Wound care after surgery is an important part of the healing process – and so is knowing what signs to look for that warrant a call to your doctor. Many people don’t know that caring for your incision doesn’t stop right after it is healed! Performing scar tissue massage comes with a wealth of benefits and it’s simple to do on your own. In this blog, we share the basics of acute wound care instructions and how to perform your own scar tissue massage.
Acute wound care instructions
After surgery, your doctor will provide you with more specific instructions regarding how to care for your wound in its early stages. In general, it’s best to wear loose-fitting clothing, avoid aggravating the incision site, and keep the area clean by following the instructions on how to change your dressing as appropriate.

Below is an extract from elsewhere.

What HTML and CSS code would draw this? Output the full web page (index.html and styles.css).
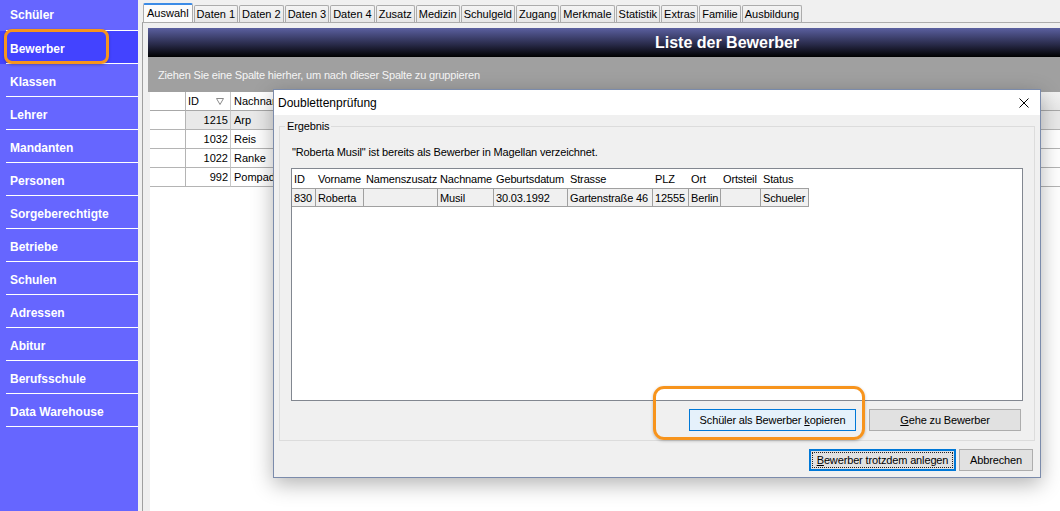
FILE: index.html
```html
<!DOCTYPE html>
<html lang="de">
<head>
<meta charset="utf-8">
<title>Bewerber</title>
<link rel="stylesheet" href="styles.css">
</head>
<body>
<div class="app">
  <nav class="sidebar">
    <div class="nav-item">Schüler</div>
    <div class="nav-item active">Bewerber<span class="mark mark-nav"></span></div>
    <div class="nav-item">Klassen</div>
    <div class="nav-item">Lehrer</div>
    <div class="nav-item">Mandanten</div>
    <div class="nav-item">Personen</div>
    <div class="nav-item">Sorgeberechtigte</div>
    <div class="nav-item">Betriebe</div>
    <div class="nav-item">Schulen</div>
    <div class="nav-item">Adressen</div>
    <div class="nav-item">Abitur</div>
    <div class="nav-item">Berufsschule</div>
    <div class="nav-item">Data Warehouse</div>
  </nav>
  <main class="main">
    <div class="tabs">
      <div class="tab active">Auswahl</div>
      <div class="tab">Daten 1</div>
      <div class="tab">Daten 2</div>
      <div class="tab">Daten 3</div>
      <div class="tab">Daten 4</div>
      <div class="tab">Zusatz</div>
      <div class="tab">Medizin</div>
      <div class="tab">Schulgeld</div>
      <div class="tab">Zugang</div>
      <div class="tab">Merkmale</div>
      <div class="tab">Statistik</div>
      <div class="tab">Extras</div>
      <div class="tab">Familie</div>
      <div class="tab">Ausbildung</div>
    </div>
    <div class="panel">
      <div class="content">
        <div class="list-title">Liste der Bewerber</div>
        <div class="group-bar">Ziehen Sie eine Spalte hierher, um nach dieser Spalte zu gruppieren</div>
        <div class="grid">
          <table class="grid-table">
            <colgroup>
              <col class="c-ind"><col class="c-id"><col class="c-name"><col>
            </colgroup>
            <thead>
              <tr>
                <th class="ind"></th>
                <th class="id-head">ID<svg class="sort" width="8" height="7" viewBox="0 0 8 7"><polygon points="0.5,0.5 7.5,0.5 4,6.5" fill="none" stroke="#8a8a8a" stroke-width="1"/></svg></th>
                <th>Nachname</th>
                <th class="fill"></th>
              </tr>
            </thead>
            <tbody>
              <tr class="sel"><td class="ind"></td><td class="num">1215</td><td>Arp</td><td></td></tr>
              <tr><td class="ind"></td><td class="num">1032</td><td>Reis</td><td></td></tr>
              <tr><td class="ind"></td><td class="num">1022</td><td>Ranke</td><td></td></tr>
              <tr><td class="ind"></td><td class="num">992</td><td>Pompadour</td><td></td></tr>
            </tbody>
          </table>
        </div>
      </div>
    </div>
  </main>
</div>

<div class="dialog">
  <div class="dlg-title">
    <span class="dlg-caption">Doublettenprüfung</span>
    <svg class="close" width="10" height="10" viewBox="0 0 10 10"><path d="M0.5 0.5 L9.5 9.5 M9.5 0.5 L0.5 9.5" stroke="#000" stroke-width="1"/></svg>
  </div>
  <div class="dlg-body">
    <div class="group">
      <div class="group-title">Ergebnis</div>
      <div class="message">"Roberta Musil" ist bereits als Bewerber in Magellan verzeichnet.</div>
      <div class="listbox">
        <table class="dup">
          <colgroup>
            <col style="width:24px"><col style="width:48px"><col style="width:74px"><col style="width:56px"><col style="width:74px"><col style="width:85px"><col style="width:36px"><col style="width:32px"><col style="width:40px"><col style="width:48px">
          </colgroup>
          <thead>
            <tr><th>ID</th><th>Vorname</th><th>Namenszusatz</th><th>Nachname</th><th>Geburtsdatum</th><th>Strasse</th><th>PLZ</th><th>Ort</th><th>Ortsteil</th><th>Status</th></tr>
          </thead>
          <tbody>
            <tr><td>830</td><td>Roberta</td><td></td><td>Musil</td><td>30.03.1992</td><td>Gartenstraße 46</td><td>12555</td><td>Berlin</td><td></td><td>Schueler</td></tr>
          </tbody>
        </table>
      </div>
      <div class="group-buttons">
        <div class="btn btn-copy"><span>Schüler als Bewerber <u>k</u>opieren</span></div>
        <div class="btn btn-goto"><span><u>G</u>ehe zu Bewerber</span></div>
      </div>
    </div>
    <div class="dlg-buttons">
      <div class="btn btn-default"><span><u>B</u>ewerber trotzdem anlegen</span></div>
      <div class="btn btn-cancel"><span>Abbrechen</span></div>
    </div>
  </div>
  <span class="mark mark-dialog"></span>
</div>
</body>
</html>
```
FILE: styles.css
```css
* { box-sizing: border-box; }

html, body {
  margin: 0;
  width: 1060px;
  height: 511px;
  overflow: hidden;
}

body {
  position: relative;
  font-family: "Liberation Sans", Arial, sans-serif;
  font-size: 11px;
  color: #000;
  background: #f0f0f0;
}

.app {
  display: flex;
  height: 511px;
}

/* ---------- sidebar ---------- */
.sidebar {
  width: 138px;
  flex: none;
  background: #6666ff;
  display: flex;
  flex-direction: column;
}

.nav-item {
  position: relative;
  height: 33px;
  padding: 3px 0 1px 10px;
  display: flex;
  align-items: center;
  color: #fff;
  font-weight: bold;
  font-size: 12px;
  background: linear-gradient(#fff, #fff) 6px 100% / calc(100% - 6px) 1px no-repeat;
}

.nav-item:first-child {
  height: 31px;
  padding-top: 0;
}

.nav-item.active { background-color: #4343ff; }

.mark {
  position: absolute;
  border: 3px solid #f7941d;
  border-radius: 8px;
  box-shadow: 0 1px 3px rgba(0, 0, 0, 0.25);
  pointer-events: none;
}

.mark-nav {
  left: 4px;
  top: -2px;
  width: 105px;
  height: 35px;
}

/* ---------- main ---------- */
.main {
  flex: 1;
  min-width: 0;
  display: flex;
  flex-direction: column;
  padding-left: 4px;
  overflow: hidden;
}

.tabs {
  display: flex;
  align-items: flex-end;
  gap: 1px;
  height: 22px;
  padding-left: 1px;
}

.tab {
  height: 17px;
  padding: 0 2px;
  border: 1px solid #acacac;
  border-bottom: none;
  border-radius: 2px 2px 0 0;
  background: linear-gradient(#f4f4f4, #e6e6e6);
  line-height: 16px;
  white-space: nowrap;
}

.tab.active {
  height: 19px;
  padding: 0 3px;
  background: #fbfbfb;
  border-top: 2px solid #3b8be6;
  line-height: 17px;
}

.panel {
  flex: 1;
  display: flex;
  border-left: 1px solid #a0a0a0;
  border-top: 1px solid #acacac;
  padding: 5px 0 0 5px;
  min-height: 0;
}

.content {
  width: 1158px;
  flex: none;
  display: flex;
  flex-direction: column;
}

.list-title {
  height: 29px;
  line-height: 29px;
  text-align: center;
  color: #fff;
  font-weight: bold;
  font-size: 16px;
  background: linear-gradient(#5b60a0, #2a2c4c 55%, #000);
}

.group-bar {
  height: 35px;
  line-height: 36px;
  padding-left: 10px;
  background: #a0a0a0;
  color: #f6f6f6;
  letter-spacing: -0.17px;
}

.grid {
  flex: 1;
  margin-left: 2px;
  background: #fff;
}

.grid-table {
  width: 100%;
  table-layout: fixed;
  border-collapse: separate;
  border-spacing: 0;
}

.c-ind { width: 36px; }
.c-id { width: 45px; }
.c-name { width: 43px; }

.grid-table th,
.grid-table td {
  padding: 1px 0 0 3px;
  line-height: 17px;
  border-bottom: 1px solid #b4b4b4;
  border-right: 1px solid #c8c8c8;
  font-weight: normal;
  text-align: left;
  white-space: nowrap;
  overflow: hidden;
  text-overflow: clip;
}

.grid-table th { border-bottom-color: #a8a8a8; }
.grid-table th.fill { background: linear-gradient(#f2f2f2, #e8e8e8); }
.grid-table .ind { border-right-color: #b4b4b4; }
.grid-table .id-head { padding-left: 2px; }

.sort {
  margin-left: 17px;
  vertical-align: 0;
}

.grid-table td.num {
  text-align: right;
  padding-right: 2px;
  padding-left: 0;
}

.grid-table tr.sel td:not(.ind) { background: #e9e9e9; }

/* ---------- dialog ---------- */
.dialog {
  position: absolute;
  left: 273px;
  top: 89px;
  width: 768px;
  height: 389px;
  border: 1px solid #7b8bab;
  background: #f0f0f0;
  box-shadow: 0 6px 20px rgba(0, 0, 0, 0.3);
  display: flex;
  flex-direction: column;
  letter-spacing: -0.14px;
}

.dlg-title {
  height: 25px;
  flex: none;
  background: #fff;
  display: flex;
  align-items: center;
  padding: 0 11px 0 4px;
  font-size: 12px;
  letter-spacing: 0;
}

.dlg-caption { flex: 1; }

.dlg-body {
  flex: 1;
  display: flex;
  flex-direction: column;
  padding: 11px 5px 6px;
}

.group {
  border: 1px solid #dcdcdc;
  padding: 0 11px 9px;
}

.group-title {
  width: fit-content;
  margin: -7px 0 0 -6px;
  padding: 0 2px;
  background: #f0f0f0;
  line-height: 13px;
}

.message {
  margin: 12px 0 0 1px;
  padding-top: 1px;
  line-height: 13px;
}

.listbox {
  margin-top: 9px;
  height: 233px;
  border: 1px solid #828790;
  background: #fff;
}

.dup {
  table-layout: fixed;
  width: 517px;
  border-collapse: separate;
  border-spacing: 0;
}

.dup th {
  font-weight: normal;
  text-align: left;
  padding: 1px 0 0 2px;
  line-height: 18px;
  white-space: nowrap;
  overflow: hidden;
}

.dup td {
  background: #f0f0f0;
  border-top: 1px solid #a0a0a0;
  border-bottom: 1px solid #a0a0a0;
  border-right: 1px solid #a0a0a0;
  padding: 1px 0 0 2px;
  line-height: 16px;
  white-space: nowrap;
  overflow: hidden;
}

.group-buttons {
  display: flex;
  justify-content: flex-end;
  gap: 13px;
  margin-top: 8px;
  padding-right: 2px;
}

.btn {
  height: 22px;
  border: 1px solid #adadad;
  background: #e1e1e1;
  display: flex;
  align-items: center;
  justify-content: center;
  white-space: nowrap;
}

.btn-copy {
  width: 167px;
  background: #e5f1fb;
  border-color: #0078d7;
}

.btn-goto { width: 152px; }

.dlg-buttons {
  display: flex;
  justify-content: flex-end;
  gap: 3px;
  margin-top: 8px;
  padding-right: 2px;
}

.btn-default {
  width: 147px;
  border: 2px solid #0078d7;
  outline: 1px dotted #222;
  outline-offset: -4px;
}

.btn-cancel { width: 74px; }

.mark-dialog {
  left: 379px;
  top: 296px;
  width: 212px;
  height: 54px;
  border-radius: 11px;
}
```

Call your doctor right away if you notice:
- Increased drainage or bleeding from the wound that won’t stop with direct pressure
- Excessive redness and/or warmth around the wound
- Foul odor or pus
- Increased swelling around the wound (or pain and swelling of your calf)

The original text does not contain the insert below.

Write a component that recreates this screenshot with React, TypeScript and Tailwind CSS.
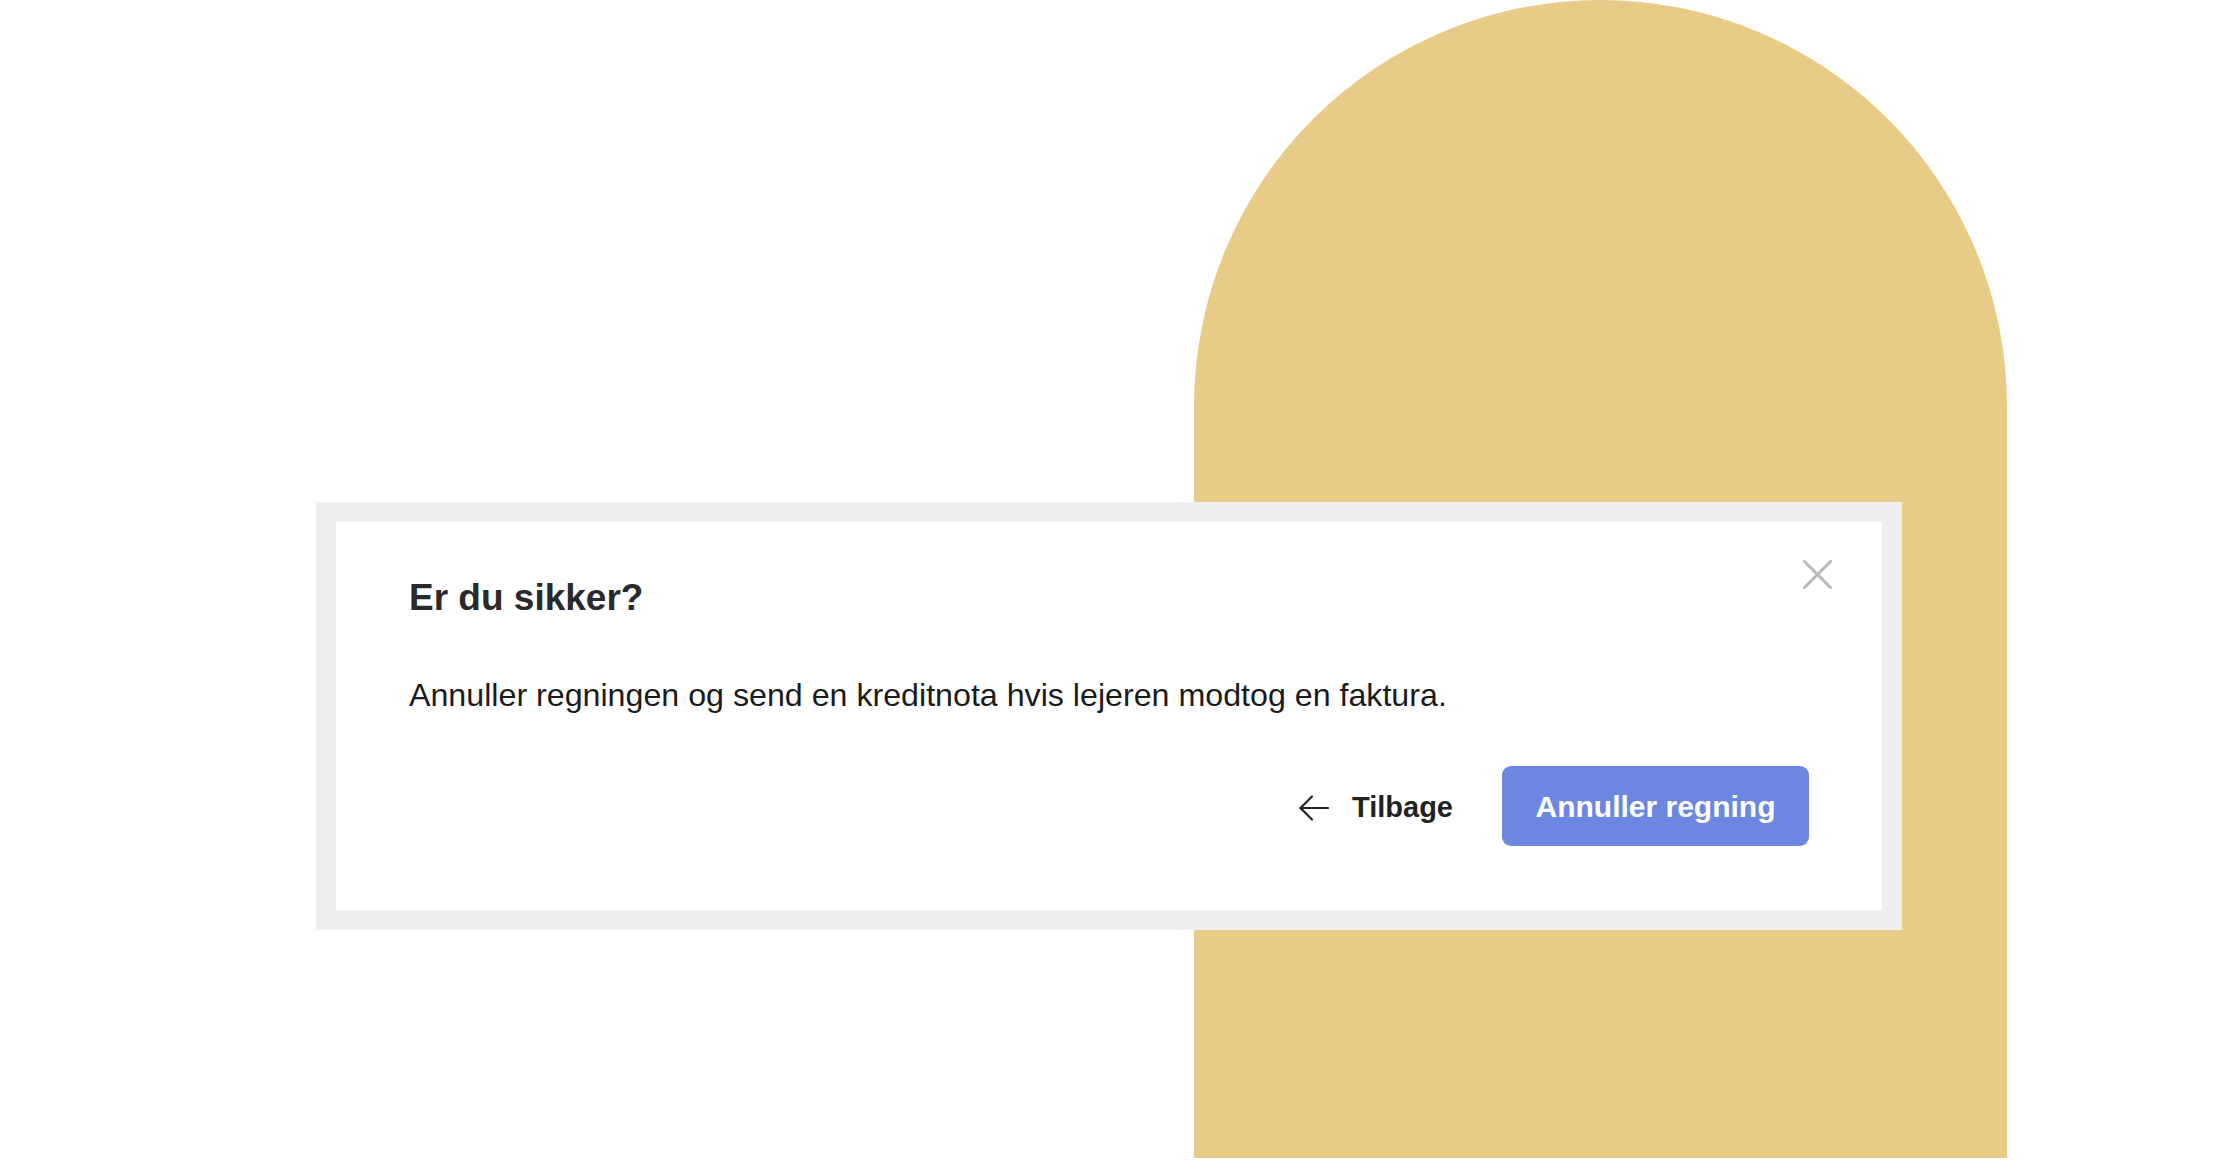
const font = { fontFamily: '"Liberation Sans", Arial, sans-serif' };

function ArrowLeftThin() {
  return (
    <svg width="30" height="26" viewBox="0 0 30 26" fill="none" stroke="#222222" strokeWidth="2.2" strokeLinecap="round" strokeLinejoin="round">
      <path d="M29 13H1.5" />
      <path d="M13 1.5L1.5 13L13 24.5" />
    </svg>
  );
}

function CloseIcon() {
  return (
    <svg width="29" height="29" viewBox="0 0 29 29" fill="none" stroke="#b8b8b8" strokeWidth="3" strokeLinecap="round">
      <path d="M1.5 1.5L27.5 27.5" />
      <path d="M27.5 1.5L1.5 27.5" />
    </svg>
  );
}

export default function App() {
  return (
    <div className="relative w-[2220px] h-[1160px] bg-white overflow-hidden" style={font}>
      {/* Arch backdrop */}
      <div className="pl-[1194px]">
        <div className="w-[813px] h-[1158px] rounded-t-[406.5px] bg-[#e8cb86]" />
      </div>

      {/* Dialog */}
      <div className="absolute left-[316px] top-[502px] w-[1586px] h-[428px] border-[20px] border-[#eeeeee] bg-white">
        <div className="relative h-full px-[73px] pt-[57px]">
          <button className="absolute top-[38px] right-[50px] flex">
            <CloseIcon />
          </button>

          <h2 className="text-[37px] leading-none font-bold text-[#2a2a2a]">Er du sikker?</h2>
          <p className="mt-[63px] text-[32.2px] leading-none text-[#1b1b1b]">
            Annuller regningen og send en kreditnota hvis lejeren modtog en faktura.
          </p>

          <div className="mt-[55px] flex items-center justify-end">
            <button className="flex items-center gap-[23px] text-[29px] font-bold text-[#222222] pt-[3px]">
              <ArrowLeftThin />
              <span>Tilbage</span>
            </button>
            <button className="ml-[49px] w-[307px] h-[80px] rounded-[9px] bg-[#6b87e2] text-white text-[30px] font-bold flex items-center justify-center">
              Annuller regning
            </button>
          </div>
        </div>
      </div>
    </div>
  );
}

- Fever above 101.0°F or shaking chills
Should I massage my scar once the incision heals?
The short answer, yes! Here’s how scar tissue massage helps:
- Reduces the impact of scar tissue and will aid your recovery and function (excess scar tissue can make muscles stiff and weaker)
- Increases joint range of movement and the scar’s flexibility (this makes movements feel less restrictive and “tight”)
- Helps regain feeling in the area and decreases numbness, tingling, and soreness
- Helps improve blood flow, which promotes healing
- Drains excess fluid to reduce swelling
- May help with the appearance of your scar.
How to perform a scar tissue massage
To perform a scar tissue massage, you must wait for the incision to be completely healed. Once healed, follow these PT-approved steps:
- Apply a non-perfumed Vitamin E lotion or oil to your scar area. Vitamin E is proven to help build collagen and massaging with lotion lubricates the skin, cutting down friction.
- Using the pad of your thumb or finger, firmly massage in a circular motion. You should be pressing hard enough that your fingernail turns from pink to white, but it should not be painful. First, go up the scar clockwise, and work your way up and around your scar slowly while maintaining firm pressure. Switch it up by massaging counterclockwise. This will help to drain excess fluid from the area.
- Next, stretch the skin apart around your scar, and repeat the massaging with a firm circular motion using your thumb or finger.
- With pressure, slowly slide your finger up the scar. Change direction by slowly sliding back down.
- Repeat the process several times for 5 minutes or so.
- You may massage your scar for 10-15 minutes a day (our PTs recommend 2-3 times a day for 5 mins).